Corvis Corp. (Nasdaq: CORV) has restructured its businesses in an effort to save cash and reach profitability, the company said Wednesday. And, in the process of remaking itself, Corvis leaves the impression it will focus more on its service provider business going forward.
"We've decided to further adjust the business and integrate the business and, in doing so, we will realize an annual cost savings of between $30 million and $40 million once all this is done," says Andy Backman, VP of investor and public relations for Corvis. Backman says the restructuring should be complete by the end of this year.
The company says it will cut about 200 jobs in the process, taking its headcount down to about 1,200. The cuts will save the company about $7 million to $10 million a quarter in operational expenses, Corvis's CFO Lynn Anderson said in a prepared statement.
The move wasn't at all surprising, given that the company is still digesting the acquisition of its service provider subsidiary, Broadwing Inc. (NYSE: BRW). Indeed, sources have recently indicated that CFO Anderson was spending a considerable amount of time in Texas, working on Broadwing's books (see Headcount: Buddy Can You Share a Line?).
The cuts are almost exclusively on the equipment side, leaving fewer than 100 people at the original Corvis business, according to Smith Barney analyst Alex Henderson.

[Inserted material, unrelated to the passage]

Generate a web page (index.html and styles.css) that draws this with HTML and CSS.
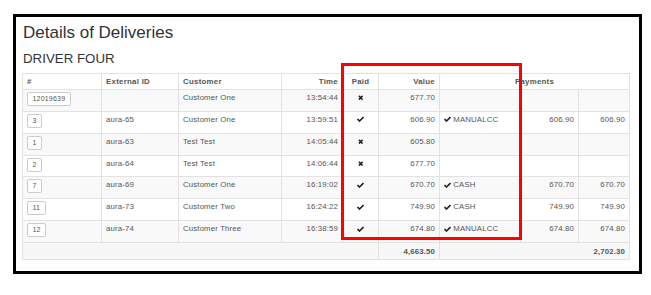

The timing of the restructuring is interesting, though, given reports last week that Corvis was not among the winners selected by the government for its Global Information Grid Bandwidth Expansion project (see GIG-BE Winners Named). "Given its lack of success in GIG-BE, we believe the company has decided to go into 'hibernation' on the equipment side and focus on running Broadwing," Henderson wrote in a note to clients today.
Besides cutting jobs, Corvis will take a charge against earnings in both the third and fourth quarters of 2003. It expects to end fiscal 2003 with about $275 million to $300 million in cash and investments and to become profitable by the middle of next year.
The company will discuss additional restructuring details on its October 30 quarterly earnings conference call.
In fact, the company has undergone quite a transformation in the past few months. Here's a recap of the wild action since June:
July 31: For its second fiscal quarter of 2003, Corvis reports $27.0 million in revenue and a net loss of $45.8 million, or $0.11 per share. The Broadwing subsidiary contributes $26.7 million of the company's $27 million in revenues, indicating that most of its business has shifted from equipment sales to services.
August 28: Corvis says it will raise more than $70 million in a private placement stock offering (see Corvis Looks to Sell More Stock and New Corvis Investors Unveiled). More than thirty institutional investors buy over 67 million shares of stock at $1.15 a share, giving the company about $73.2 million in new cash.
September 12: Light Reading reports that Corvis was not among the winners of DISA GIG-BE business. Corvis shares fall more than 25 percent on the news (see DISA Talk Bounces Stocks).
September 15: Corvis announces its return to the Nasdaq National Market System. In October 2002, Corvis transferred to the Nasdaq SmallCap Market as its common stock had not met Nasdaq’s $1 per share minimum bid price requirement for continued listing on the National Market (see Corvis Gets on Nasdaq National).
Today: Corvis shares jump $0.07 (4.83%) to $1.52 in early afternoon trading as the company announces it will further cut its costs and is striving to reach profitability by the middle of next year.